Mathieu Le Lay is a French cinematographer, based in Annecy, France. His passion for cinema and nature led him to study at IFFCAM, the French wildlife film school. He then graduated in wildlife conservation at Salford University in the UK and since 2008 he’s been expressing his fascination for the relationship between man and the wild nature by filming documentaries, for which he has won 18 awards so far.

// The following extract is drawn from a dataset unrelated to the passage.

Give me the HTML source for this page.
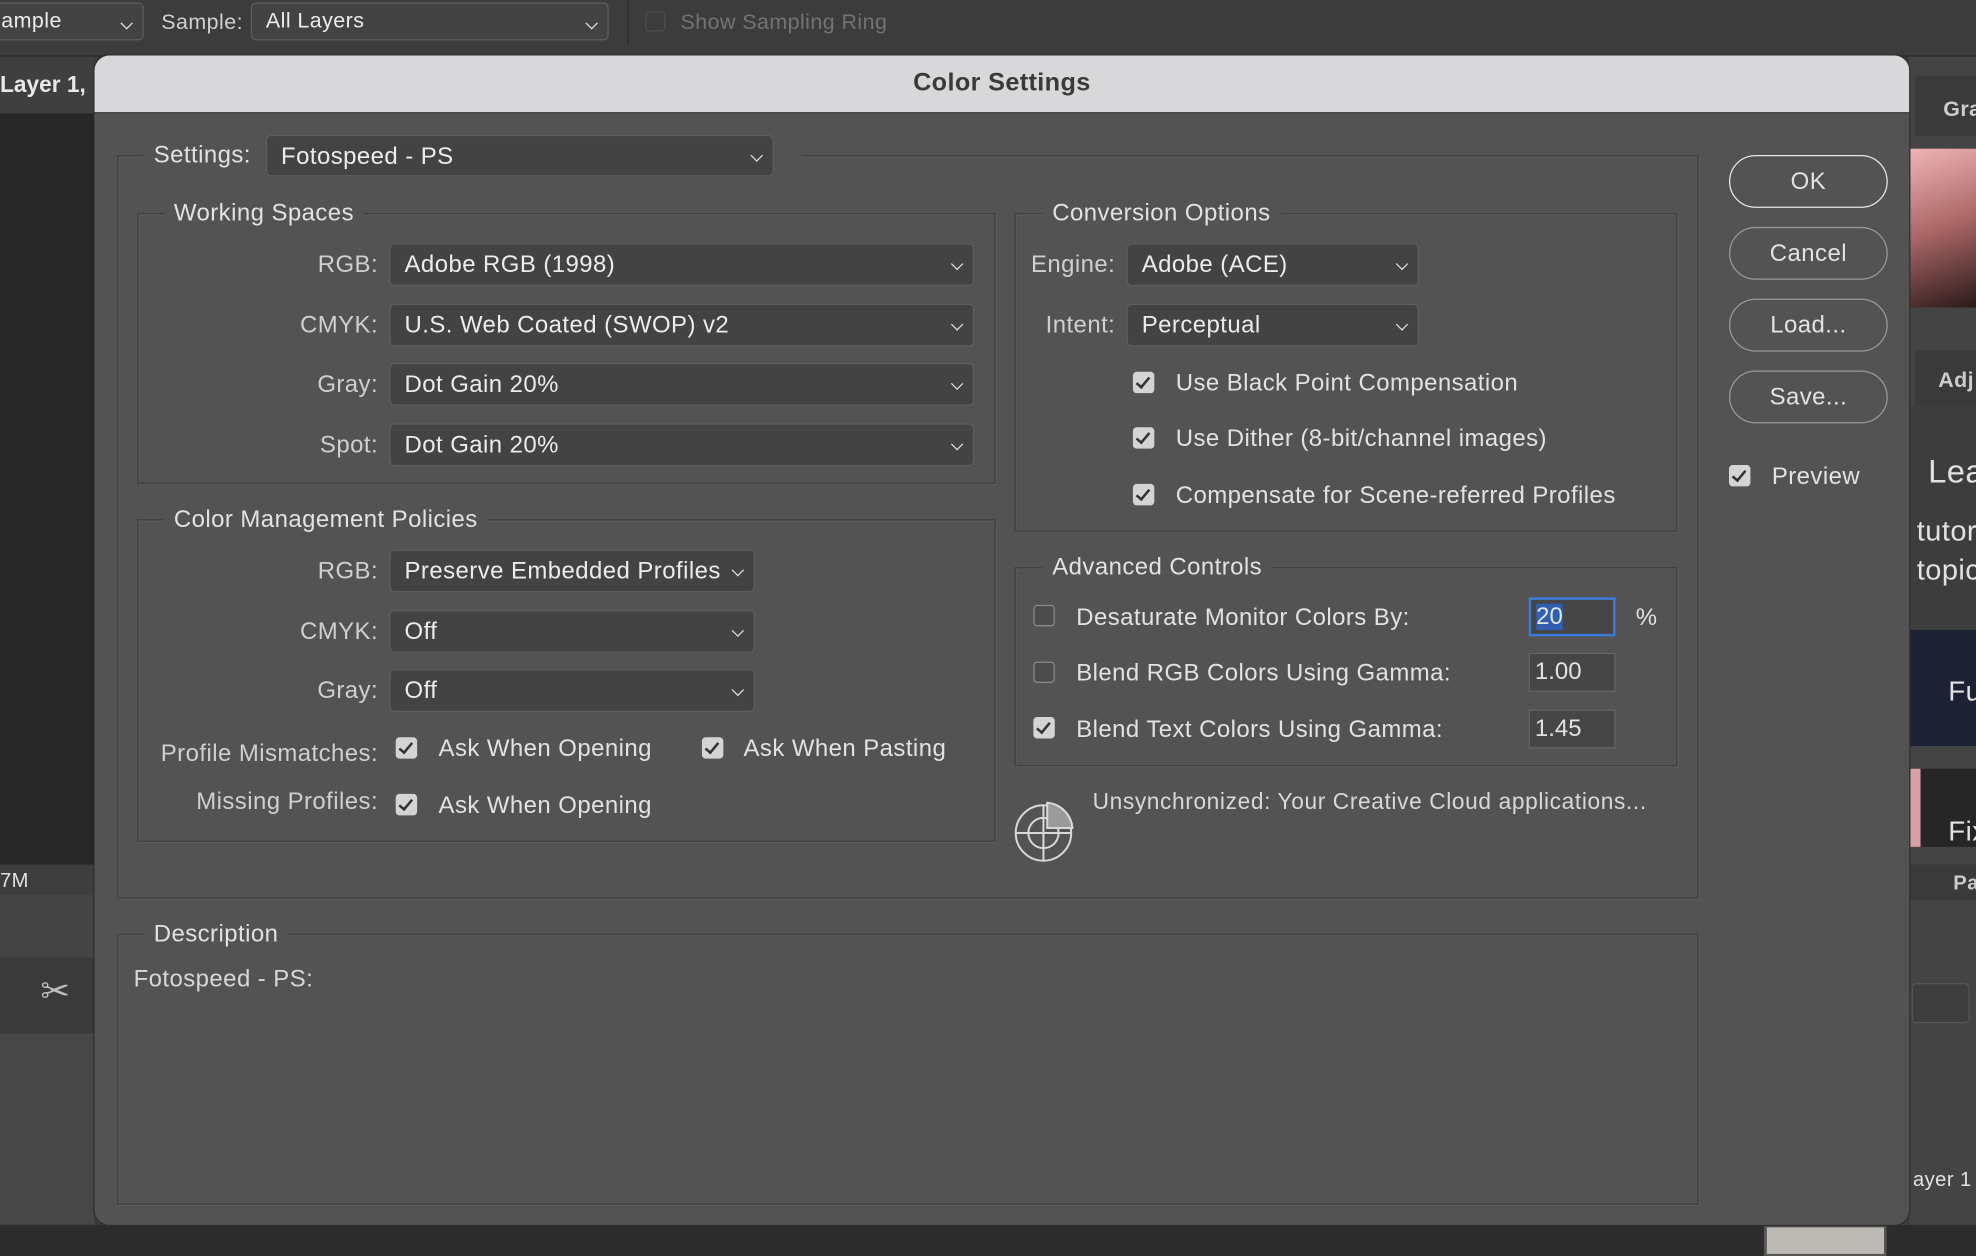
<!DOCTYPE html>
<html><head><meta charset="utf-8"><style>
html,body{margin:0;padding:0;background:#2a2a2a;overflow:hidden}
#root{position:relative;width:1568px;height:997px;transform:scale(1.26020);transform-origin:0 0;font-family:"Liberation Sans",Arial,sans-serif;color:#e2e2e2;background:#3b3b3b}
.a{position:absolute}
.t{position:absolute;white-space:nowrap;font-size:19px;line-height:25px;letter-spacing:0.35px}
.r{text-align:right}
.dd{position:absolute;background:#434343;border:1px solid #5e5e5e;border-radius:4px;box-sizing:border-box;font-size:19px;color:#ececec;padding-left:11px;line-height:34px;white-space:nowrap;letter-spacing:0.35px}
.dd:after{content:"";position:absolute;right:9px;top:12px;width:6px;height:6px;border-right:1.6px solid #ddd;border-bottom:1.6px solid #ddd;transform:rotate(45deg)}
.box{position:absolute;border:1px solid #3f3f3f;box-shadow:inset 1px 1px 0 #5a5a5a,1px 1px 0 #5a5a5a}
.lg{position:absolute;background:#535353;padding:0 8px;font-size:19px;line-height:25px;white-space:nowrap;letter-spacing:0.35px}
.cb{position:absolute;width:17px;height:17px;border-radius:3px;background:#d4d4d4;box-sizing:border-box}
.cb:after{content:"";position:absolute;left:5px;top:1.5px;width:4px;height:9px;border-right:2.4px solid #333;border-bottom:2.4px solid #333;transform:rotate(40deg)}
.cu{position:absolute;width:17px;height:17px;border-radius:3px;border:1.5px solid #8a8a8a;box-sizing:border-box;background:#4c4c4c}
.in{position:absolute;background:#464646;border:1px solid #666;box-sizing:border-box;font-size:19px;padding-left:4px;line-height:30px}
.btn{position:absolute;left:1372px;width:126px;height:42px;border:1.5px solid #cfcfcf;border-radius:21px;box-sizing:border-box;text-align:center;line-height:41px;font-size:19px;letter-spacing:0.35px}
</style></head><body><div id="root">
<div class="a" style="left:0;top:0;width:1568px;height:44px;background:#3c3c3c;border-bottom:1px solid #2a2a2a"></div>
<div class="dd" style="left:-10px;top:2px;width:124px;height:30px;line-height:28px;font-size:17px;padding-left:10px">ample</div>
<div class="t" style="left:128px;top:5px;font-size:17px;color:#d0d0d0">Sample:</div>
<div class="dd" style="left:199px;top:2px;width:284px;height:30px;line-height:28px;font-size:17px">All Layers</div>
<div class="a" style="left:498px;top:0;width:1px;height:36px;background:#2c2c2c"></div>
<div class="a" style="left:512px;top:9px;width:14px;height:14px;border:1px solid #4f4f4f;border-radius:3px"></div>
<div class="t" style="left:540px;top:5px;font-size:17px;color:#737373">Show Sampling Ring</div>
<div class="a" style="left:0;top:45px;width:75px;height:45px;background:#3f3f3f"></div>
<div class="t" style="left:0;top:55px;font-weight:bold;font-size:18px;color:#e8e8e8;letter-spacing:0">Layer 1,</div>
<div class="a" style="left:0;top:90px;width:75px;height:596px;background:#272727"></div>
<div class="a" style="left:0;top:686px;width:75px;height:24px;background:#3e3e3e"></div>
<div class="t" style="left:0;top:687px;font-size:16px">7M</div>
<div class="a" style="left:0;top:710px;width:75px;height:50px;background:#444"></div>
<div class="a" style="left:0;top:760px;width:75px;height:60px;background:#3a3a3a"></div>
<div class="t" style="left:32px;top:774px;font-size:28px;color:#bbb">✂</div>
<div class="a" style="left:0;top:820px;width:75px;height:177px;background:#474747"></div>
<div class="a" style="left:1515px;top:45px;width:53px;height:952px;background:#444"></div>
<div class="a" style="left:1520px;top:60px;width:48px;height:48px;background:#3a3a3a"></div>
<div class="t" style="left:1542px;top:74px;font-weight:bold;font-size:17px;color:#ccc">Gra</div>
<div class="a" style="left:1515px;top:118px;width:53px;height:126px;background:linear-gradient(160deg,#f0b4b6,#a66 50%,#2a1a1a)"></div>
<div class="a" style="left:1520px;top:278px;width:48px;height:44px;background:#3a3a3a"></div>
<div class="t" style="left:1538px;top:289px;font-weight:bold;font-size:17px;color:#ccc">Adj</div>
<div class="a" style="left:1515px;top:322px;width:53px;height:178px;background:#3d3d3d"></div>
<div class="t" style="left:1530px;top:362px;font-size:26px">Lea</div>
<div class="t" style="left:1521px;top:409px;font-size:23px">tutor</div>
<div class="t" style="left:1521px;top:440px;font-size:23px">topic</div>
<div class="a" style="left:1515px;top:500px;width:53px;height:92px;background:#1c2233"></div>
<div class="t" style="left:1546px;top:536px;font-size:22px">Fu</div>
<div class="a" style="left:1515px;top:610px;width:53px;height:62px;background:#262626"></div>
<div class="a" style="left:1515px;top:610px;width:9px;height:62px;background:#d8a0a4"></div>
<div class="t" style="left:1546px;top:647px;font-size:22px">Fix</div>
<div class="a" style="left:1515px;top:686px;width:53px;height:28px;background:#3a3a3a"></div>
<div class="t" style="left:1550px;top:689px;font-weight:bold;font-size:16px;color:#ccc">Pa</div>
<div class="a" style="left:1517px;top:780px;width:44px;height:30px;border:1px solid #555;border-radius:4px;background:#3e3e3e"></div>
<div class="t" style="left:1518px;top:924px;font-size:16px">ayer 1</div>
<div class="a" style="left:0;top:972px;width:1568px;height:25px;background:#2c2c2c"></div>
<div class="a" style="left:1400px;top:972px;width:97px;height:25px;background:#bdb9b5;border:2px solid #555;box-sizing:border-box"></div>
<div class="a" style="left:75px;top:44px;width:1440px;height:928px;background:#535353;border-radius:12px;overflow:hidden;box-shadow:0 0 0 1px #2e2e2e">
 <div class="a" style="left:0;top:0;width:1440px;height:45px;background:#d8d7d9;border-bottom:1px solid #2e2e2e"></div>
 <div class="t" style="left:0;width:1440px;top:10px;text-align:center;font-weight:bold;font-size:20px;color:#3a3a3a;letter-spacing:0.3px">Color Settings</div>
</div>
<div class="box" style="left:93px;top:123px;width:1253px;height:588px"></div>
<div class="lg" style="left:114px;top:111px;width:506px;height:30px"></div>
<div class="t" style="left:122px;top:111px">Settings:</div>
<div class="dd" style="left:211px;top:107px;width:403px;height:33px">Fotospeed - PS</div>
<div class="box" style="left:109px;top:169px;width:679px;height:213px"></div>
<div class="lg" style="left:130px;top:157px">Working Spaces</div>
<div class="t r" style="left:150px;width:150px;top:198px;color:#cfcfcf">RGB:</div>
<div class="dd" style="left:309px;top:193px;width:464px;height:34px">Adobe RGB (1998)</div>
<div class="t r" style="left:150px;width:150px;top:246px;color:#cfcfcf">CMYK:</div>
<div class="dd" style="left:309px;top:241px;width:464px;height:34px">U.S. Web Coated (SWOP) v2</div>
<div class="t r" style="left:150px;width:150px;top:293px;color:#cfcfcf">Gray:</div>
<div class="dd" style="left:309px;top:288px;width:464px;height:34px">Dot Gain 20%</div>
<div class="t r" style="left:150px;width:150px;top:341px;color:#cfcfcf">Spot:</div>
<div class="dd" style="left:309px;top:336px;width:464px;height:34px">Dot Gain 20%</div>
<div class="box" style="left:109px;top:412px;width:679px;height:254px"></div>
<div class="lg" style="left:130px;top:400px">Color Management Policies</div>
<div class="t r" style="left:150px;width:150px;top:441px;color:#cfcfcf">RGB:</div>
<div class="dd" style="left:309px;top:436px;width:290px;height:34px">Preserve Embedded Profiles</div>
<div class="t r" style="left:150px;width:150px;top:489px;color:#cfcfcf">CMYK:</div>
<div class="dd" style="left:309px;top:484px;width:290px;height:34px">Off</div>
<div class="t r" style="left:150px;width:150px;top:536px;color:#cfcfcf">Gray:</div>
<div class="dd" style="left:309px;top:531px;width:290px;height:34px">Off</div>
<div class="t r" style="left:80px;width:220px;top:586px;color:#cfcfcf">Profile Mismatches:</div>
<div class="cb" style="left:314px;top:585px"></div>
<div class="t" style="left:348px;top:582px">Ask When Opening</div>
<div class="cb" style="left:557px;top:585px"></div>
<div class="t" style="left:590px;top:582px">Ask When Pasting</div>
<div class="t r" style="left:80px;width:220px;top:624px;color:#cfcfcf">Missing Profiles:</div>
<div class="cb" style="left:314px;top:630px"></div>
<div class="t" style="left:348px;top:627px">Ask When Opening</div>
<div class="box" style="left:805px;top:169px;width:524px;height:251px"></div>
<div class="lg" style="left:827px;top:157px">Conversion Options</div>
<div class="t r" style="left:770px;width:115px;top:198px;color:#cfcfcf">Engine:</div>
<div class="dd" style="left:894px;top:193px;width:232px;height:34px">Adobe (ACE)</div>
<div class="t r" style="left:770px;width:115px;top:246px;color:#cfcfcf">Intent:</div>
<div class="dd" style="left:894px;top:241px;width:232px;height:34px">Perceptual</div>
<div class="cb" style="left:899px;top:295px"></div>
<div class="t" style="left:933px;top:292px">Use Black Point Compensation</div>
<div class="cb" style="left:899px;top:339px"></div>
<div class="t" style="left:933px;top:336px">Use Dither (8-bit/channel images)</div>
<div class="cb" style="left:899px;top:384px"></div>
<div class="t" style="left:933px;top:381px">Compensate for Scene-referred Profiles</div>
<div class="box" style="left:805px;top:450px;width:524px;height:156px"></div>
<div class="lg" style="left:827px;top:438px">Advanced Controls</div>
<div class="cu" style="left:820px;top:480px"></div>
<div class="t" style="left:854px;top:478px">Desaturate Monitor Colors By:</div>
<div class="in" style="left:1213px;top:474px;width:69px;height:31px;border:2px solid #3d7bd8;line-height:28px"><span style="background:#2f5fae">20</span></div>
<div class="t" style="left:1298px;top:478px">%</div>
<div class="cu" style="left:820px;top:525px"></div>
<div class="t" style="left:854px;top:522px">Blend RGB Colors Using Gamma:</div>
<div class="in" style="left:1213px;top:518px;width:69px;height:31px">1.00</div>
<div class="cb" style="left:820px;top:569px"></div>
<div class="t" style="left:854px;top:567px">Blend Text Colors Using Gamma:</div>
<div class="in" style="left:1213px;top:563px;width:69px;height:31px">1.45</div>
<svg class="a" style="left:803px;top:633px" width="52" height="54" viewBox="0 0 52 54" fill="none" stroke="#d8d8d8" stroke-width="1.6">
<circle cx="25" cy="28" r="22"/><circle cx="25" cy="28" r="12"/><line x1="3" y1="28" x2="47" y2="28"/><line x1="25" y1="6" x2="25" y2="50"/>
<path d="M28 4 A22 22 0 0 1 48 24 L28 24 Z" fill="#9a9a9a"/></svg>
<div class="t" style="left:867px;top:624px;font-size:18px;color:#d8d8d8;letter-spacing:0.5px">Unsynchronized: Your Creative Cloud applications...</div>
<div class="box" style="left:93px;top:741px;width:1253px;height:213px"></div>
<div class="lg" style="left:114px;top:729px">Description</div>
<div class="t" style="left:106px;top:765px;color:#d8d8d8">Fotospeed - PS:</div>
<div class="btn" style="top:123px;border-color:#e8e8e8">OK</div>
<div class="btn" style="top:180px;border-color:#9a9a9a">Cancel</div>
<div class="btn" style="top:237px;border-color:#9a9a9a">Load...</div>
<div class="btn" style="top:294px;border-color:#9a9a9a">Save...</div>
<div class="cb" style="left:1372px;top:369px"></div>
<div class="t" style="left:1406px;top:366px">Preview</div>
</div></body></html>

Le Lay’s documentaries testify of his passion for nature and mysterious atmospheres surrounding. He connects the vast big world of wildlife with humans, by creating a contrast between the big force of nature and the smaller but very persistent, presence of humans. He seeks out ruthless, but beautiful circumstances and places to film his videos to show the great might of Mother Nature and still point to her precious gifts to the mankind, freedom being the most important of them all.
Film with natural sounds and music give another emotional dimension and this very emotion is what I want to share.
Le Lay started out as a photographer, first taking pictures with a polaroid and then moving to digital camera, but he found his passion in video. He got his first camera when he was 17 to film holiday videos and then his first big exploration of nature, in Australia in 2005.
He is now a director for TV, and he works as a camera operator for French TV channels (Arte, France 5). He has won international awards for:
- La Quête d’Inspiration – Alexandre Deschaumes, Photographies Ethérées – 2012 (7 awards)
- Des Gypaètes et des Hommes – 2011 (5 awards)
- American Loneliness – 2014 (1 award)
Le Lay’s documentaries often reflect his personal life which is closely connected to the theme of his art. He always goes back to nature, finding in it his source of inspiration and strength and gives an example to all of us to follow.
I finally need very little to be happy and reach Happiness. I get rid of the superfluous, I avoid having too much in my life and in my work space since it pollutes the mind.
His recent film, a cinematic poem Sense of Wonder is a breathtaking story. It follows a hiker on his journey to the mountain tops, admiring the nature along the way, taking the time to absorb the feeling of freedom and enjoy the calming silence as a balm for the soul:
A vast silence swallows the sound. A kingdom of mountains rise majestically toward the heavens. A call of the wild to a wandering soul.
The images in the film create a contrast between the greatness of the mountains and the smallness of a human facing their immense power, but they also point out to the fact that a creature as small and insignificant as a human can survive the mountain’s arduous obstacles and win and enjoy the freedom gained by completing such an ordeal.
Its undefinable beauty pointing so clearly to something immeasurably greater than ourselves leaves us feeling small and fragile, yet paradoxically significant and inspired.